Hosea Knowlton, forty-six at the time, was the lead prosecutor in the Borden trial. He was a well respected attorney in Massachusetts and had a lengthy history of public service,including fourteen years as the county district attorney.  Knowlton also had a separate career as a statesman, serving as a state representative and senator. In addition to his job as a district attorney, Knowlton was a partner in a large New Bedford law firm. He delivered the closing argument and was responsible for conducting most of the substantive trial matters.


William Moody was the second chair on the Borden trial. He was forty when the Borden trial took place, making him the youngest attorney in the entire trial. He was a relatively inexperienced attorney in the role of prosecutor compared to his co-counsel. He was a district attorney for Essex County for two years, but had managed to develop a reputation as a diligent attorney and spent a good deal of time carefully preparing pleadings in the Borden case. He delivered the prosecution's opening statement and conducted limited questioning of a few witnesses.


George Robinson was the lead defense counsel in the case. Robinson was the most notable figure in the entire trial. He was fifty-nine years of age when he tried the Lizzie Borden case. He was known throughout Massachusetts as a political leader. He was the Governor of Massachuset from 1884-1886. He was elected as a representative in the United States Congress for four terms. His involvement in the case came as a result of contact with Andrew Jennings and pressure from the interest groups. Robinson handled virtually all defense trial matters in the Borden case.

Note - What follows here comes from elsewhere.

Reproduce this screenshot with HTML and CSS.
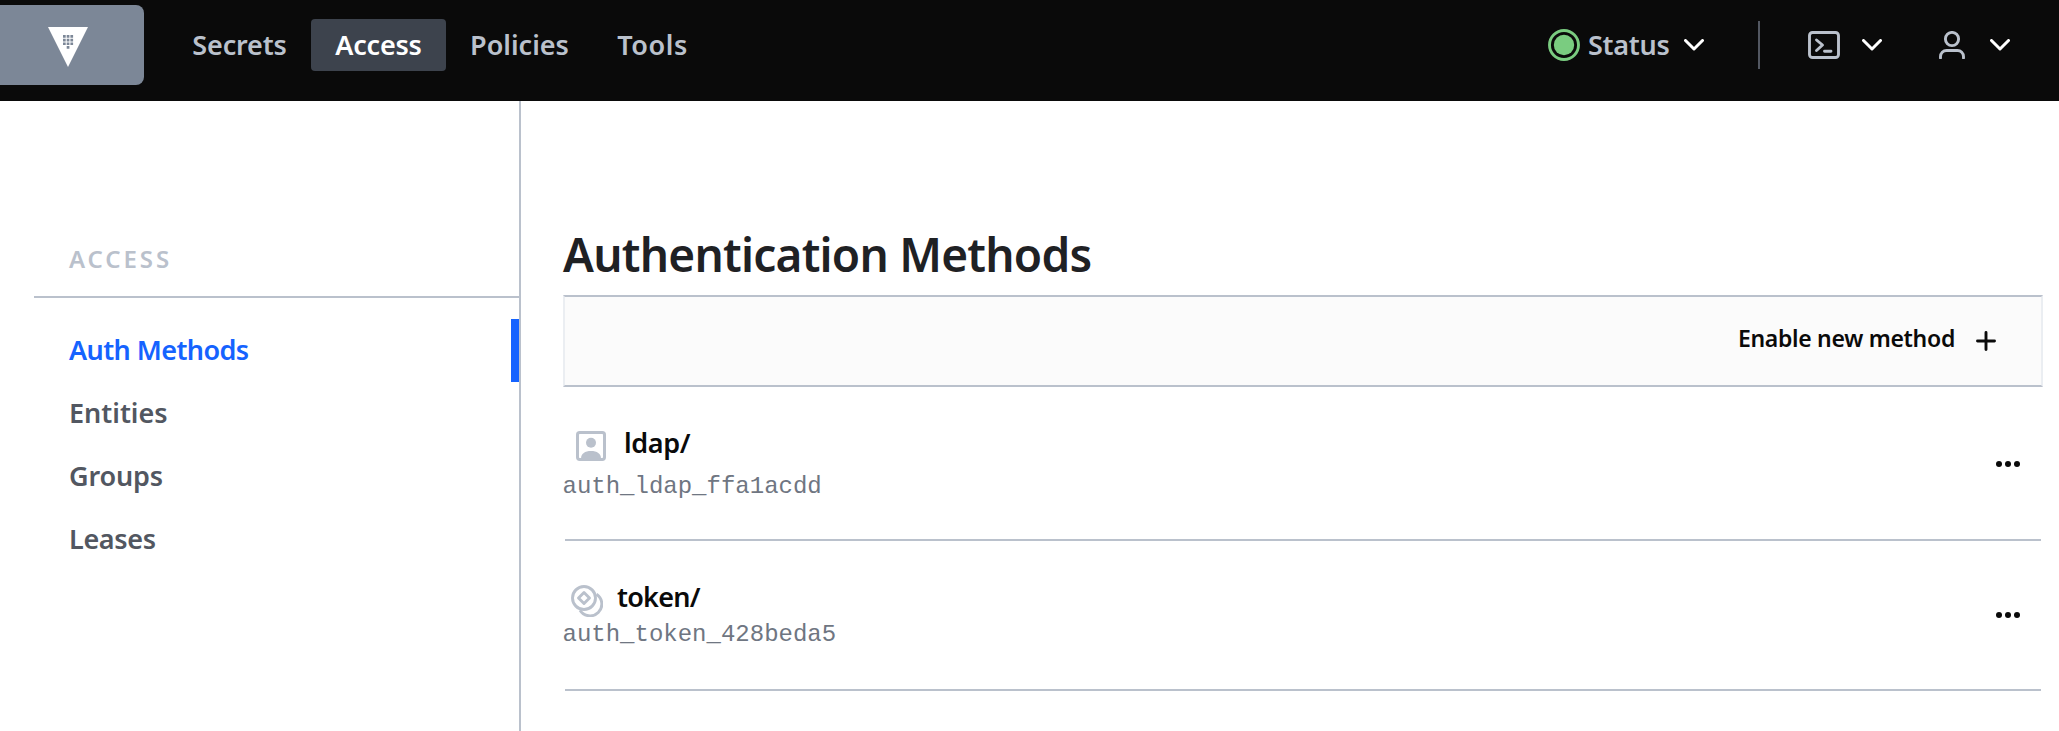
FILE: index.html
```html
<!DOCTYPE html>
<html lang="en">
<head>
<meta charset="utf-8">
<title>Vault</title>
<link rel="stylesheet" href="styles.css">
</head>
<body>
<header class="topbar">
  <a class="brand">
    <svg class="brand-mark" viewBox="0 0 40 40" width="40" height="40">
      <path fill="#fff" d="M0 0h40L20 40z"/>
      <path fill="#7c8797" d="M15 8h2.7v2.7H15zM18.7 8h2.7v2.7h-2.7zM22.4 8h2.7v2.7h-2.7zM15 11.7h2.7v2.7H15zM18.7 11.7h2.7v2.7h-2.7zM22.4 11.7h2.7v2.7h-2.7zM15 15.4h2.7v2.7H15zM18.7 15.4h2.7v2.7h-2.7zM22.4 15.4h2.7v2.7h-2.7zM18.7 19.1h2.7v2.7h-2.7z"/>
    </svg>
  </a>
  <nav class="main-nav">
    <a class="nav-link secrets">Secrets</a>
    <a class="nav-link access active">Access</a>
    <a class="nav-link policies">Policies</a>
    <a class="nav-link tools">Tools</a>
  </nav>
  <div class="actions">
    <a class="status">
      <svg width="32" height="32" viewBox="0 0 32 32"><circle cx="16" cy="16" r="14.5" fill="none" stroke="#7acc80" stroke-width="2.9"/><circle cx="16" cy="16" r="10.2" fill="#7acc80"/></svg>
      <span class="status-text">Status</span>
      <svg class="chevron" width="20" height="12" viewBox="0 0 20 12"><path d="M1.5 1.5 10 10l8.5-8.5"/></svg>
    </a>
    <span class="divider"></span>
    <a class="console">
      <svg class="line-icon" width="32" height="28" viewBox="0 0 32 28"><rect x="1.5" y="1.5" width="29" height="25" rx="3"/><path d="m8.5 9 6 5-6 5.5M16.5 20.3h6.5"/></svg>
      <svg class="chevron" width="20" height="12" viewBox="0 0 20 12"><path d="M1.5 1.5 10 10l8.5-8.5"/></svg>
    </a>
    <a class="user">
      <svg class="line-icon" width="26" height="28" viewBox="0 0 26 28"><circle cx="13" cy="8" r="6.6"/><path d="M1.5 27v-1.500a6 6 0 0 1 6-6h11a6 6 0 0 1 6 6V27"/></svg>
      <svg class="chevron" width="20" height="12" viewBox="0 0 20 12"><path d="M1.5 1.5 10 10l8.5-8.5"/></svg>
    </a>
  </div>
</header>
<div class="page">
  <aside class="sidebar">
    <p class="menu-label">ACCESS</p>
    <nav class="menu">
      <a class="menu-link auth active">Auth Methods</a>
      <a class="menu-link">Entities</a>
      <a class="menu-link groups">Groups</a>
      <a class="menu-link leases">Leases</a>
    </nav>
  </aside>
  <main class="content">
    <h1 class="title">Authentication Methods</h1>
    <div class="toolbar">
      <a class="toolbar-link"><span>Enable new method</span>
        <svg width="20" height="20" viewBox="0 0 20 20"><path d="M10 1.5v17M1.5 10h17" fill="none" stroke="#0a0a0a" stroke-width="2.9" stroke-linecap="round"/></svg>
      </a>
    </div>
    <section class="row ldap">
      <div class="info">
        <div class="name">
          <svg class="name-icon" width="30" height="30" viewBox="0 0 30 30"><rect x="1.5" y="1.5" width="27" height="27" rx="2.2" fill="none" stroke="#bac1cc" stroke-width="3"/><circle cx="15" cy="11.7" r="5" fill="#bac1cc"/><path d="M5 27.500c0-5 4-7.500 10-7.500s10 2.500 10 7.500z" fill="#bac1cc"/></svg>
          <span>ldap/</span>
        </div>
        <code class="accessor">auth_ldap_ffa1acdd</code>
      </div>
      <svg class="more" width="24" height="6" viewBox="0 0 24 6"><circle cx="3" cy="3" r="3"/><circle cx="12" cy="3" r="3"/><circle cx="21" cy="3" r="3"/></svg>
    </section>
    <section class="row token">
      <div class="info">
        <div class="name">
          <svg class="name-icon" width="32" height="32" viewBox="0 0 32 32" fill="none" stroke="#bac1cc" stroke-width="2.9"><circle cx="13" cy="13" r="11.5"/><path d="m13 7.500 5.500 5.500-5.500 5.500L7.500 13z" stroke-linejoin="round"/><path d="M25.500 9.200A11.800 11.800 0 1 1 9 25.300"/></svg>
          <span>token/</span>
        </div>
        <code class="accessor">auth_token_428beda5</code>
      </div>
      <svg class="more" width="24" height="6" viewBox="0 0 24 6"><circle cx="3" cy="3" r="3"/><circle cx="12" cy="3" r="3"/><circle cx="21" cy="3" r="3"/></svg>
    </section>
  </main>
</div>
</body>
</html>
```
FILE: styles.css
```css
* { box-sizing: border-box; }
body {
  margin: 0;
  height: 731px;
  overflow: hidden;
  background: #fff;
  font: 600 27px/52px "Noto Sans", sans-serif;
  letter-spacing: 0;
}
svg { display: block; flex: none; }
.topbar {
  display: flex;
  height: 101px;
  background: #0a0a0a;
  color: #bac1cc;
}
.brand {
  width: 144px;
  height: 80px;
  margin-top: 5px;
  padding: 22px 0 0 48px;
  background: #7c8797;
  border-radius: 0 8px 8px 0;
}
.main-nav { display: flex; margin: 19px 0 0 24px; }
.nav-link {
  height: 52px;
  border-radius: 4px;
  text-align: center;
}
.nav-link.active { background: #3d434d; color: #fff; }
.secrets { width: 143px; letter-spacing: -0.15px; }
.access { width: 135px; letter-spacing: -0.2px; }
.policies { width: 147px; }
.tools { width: 119px; letter-spacing: 0.55px; }
.actions {
  display: flex;
  align-items: center;
  height: 52px;
  margin: 19px 49px 0 auto;
}
.status, .console, .user { display: flex; align-items: center; }
.status-text { width: 96px; padding-left: 8px; height: 52px; letter-spacing: -0.25px; }
.status .chevron { margin-left: 8px; }
.divider { width: 2px; height: 48px; margin: 0 48px 0 54px; background: #525761; }
.chevron { fill: none; stroke: #fff; stroke-width: 3; stroke-linecap: round; stroke-linejoin: round; }
.console .chevron { margin-left: 22px; }
.user { margin-left: 57px; }
.user .chevron { margin-left: 25px; }
.line-icon { fill: none; stroke: #bac1cc; stroke-width: 2.9; stroke-linecap: round; stroke-linejoin: round; }

.page { display: flex; height: 630px; }
.sidebar {
  width: 521px;
  padding-left: 34px;
  border-right: 2px solid #bac1cc;
}
.menu-label {
  height: 197px;
  margin: 0;
  padding: 132px 0 0 35px;
  border-bottom: 2px solid #bac1cc;
  color: #bac1cc;
  font-size: 24px;
  letter-spacing: 2.9px;
}
.menu { padding-top: 21px; }
.menu-link {
  display: block;
  height: 63px;
  padding-left: 35px;
  line-height: 61px;
  color: #525761;
}
.menu-link.auth { letter-spacing: -0.58px; }
.menu-link.groups { letter-spacing: -0.15px; }
.menu-link.leases { letter-spacing: -0.35px; }
.menu-link.active { color: #1563ff; border-right: 8px solid #1563ff; }

.content { flex: 1; padding: 119px 16px 0 42px; }
.title {
  height: 75px;
  margin: 0;
  color: #1f2124;
  font-size: 46px;
  font-weight: 600;
  line-height: 68px;
  letter-spacing: -0.76px;
}
.toolbar {
  display: flex;
  justify-content: flex-end;
  height: 92px;
  padding: 17px 45px 0 0;
  background: #fbfbfb;
  border: 2px solid #bac1cc;
  border-left-color: #ebeef2;
  border-right-color: #ebeef2;
}
.toolbar-link {
  display: flex;
  height: 50px;
  color: #0a0a0a;
  font-size: 23px;
  line-height: 49px;
  letter-spacing: -0.3px;
}
.toolbar-link svg { margin: 17px 0 0 21px; }
.row {
  display: flex;
  justify-content: space-between;
  margin: 0 2px;
  border-bottom: 2px solid #bac1cc;
}
.ldap { height: 154px; padding-top: 30px; }
.token { height: 150px; padding-top: 31px; }
.info { margin-left: -2px; }
.name { display: flex; height: 50px; color: #0a0a0a; letter-spacing: -0.4px; }
.ldap .name-icon { margin: 14px 18px 0 13px; }
.token .name-icon { margin: 13px 14px 0 8px; }
.token .name { letter-spacing: -0.75px; line-height: 50px; }
.accessor {
  display: block;
  margin-left: -0.5px;
  color: #6f7682;
  font: 400 24px/28px "Liberation Mono", monospace;
  letter-spacing: 0;
}
.ldap .accessor { margin-top: 6px; }
.token .accessor { margin-top: -1px; }
.more { fill: #0a0a0a; margin: 44px 21px 0 0; }
.token .more { margin-top: 40px; }
```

Andrew Jennings was the Borden family attorney who had been the first defense attorney involved in the Borden case. He persuaded George Robinson to assume the leadership position for the defense of Lizzie. He was a passive player during the trial, with the exception of his delivery of an opening statement. His prior legal work for the Bordens had been predominantly transactional work, and his experience in criminal matters was modest.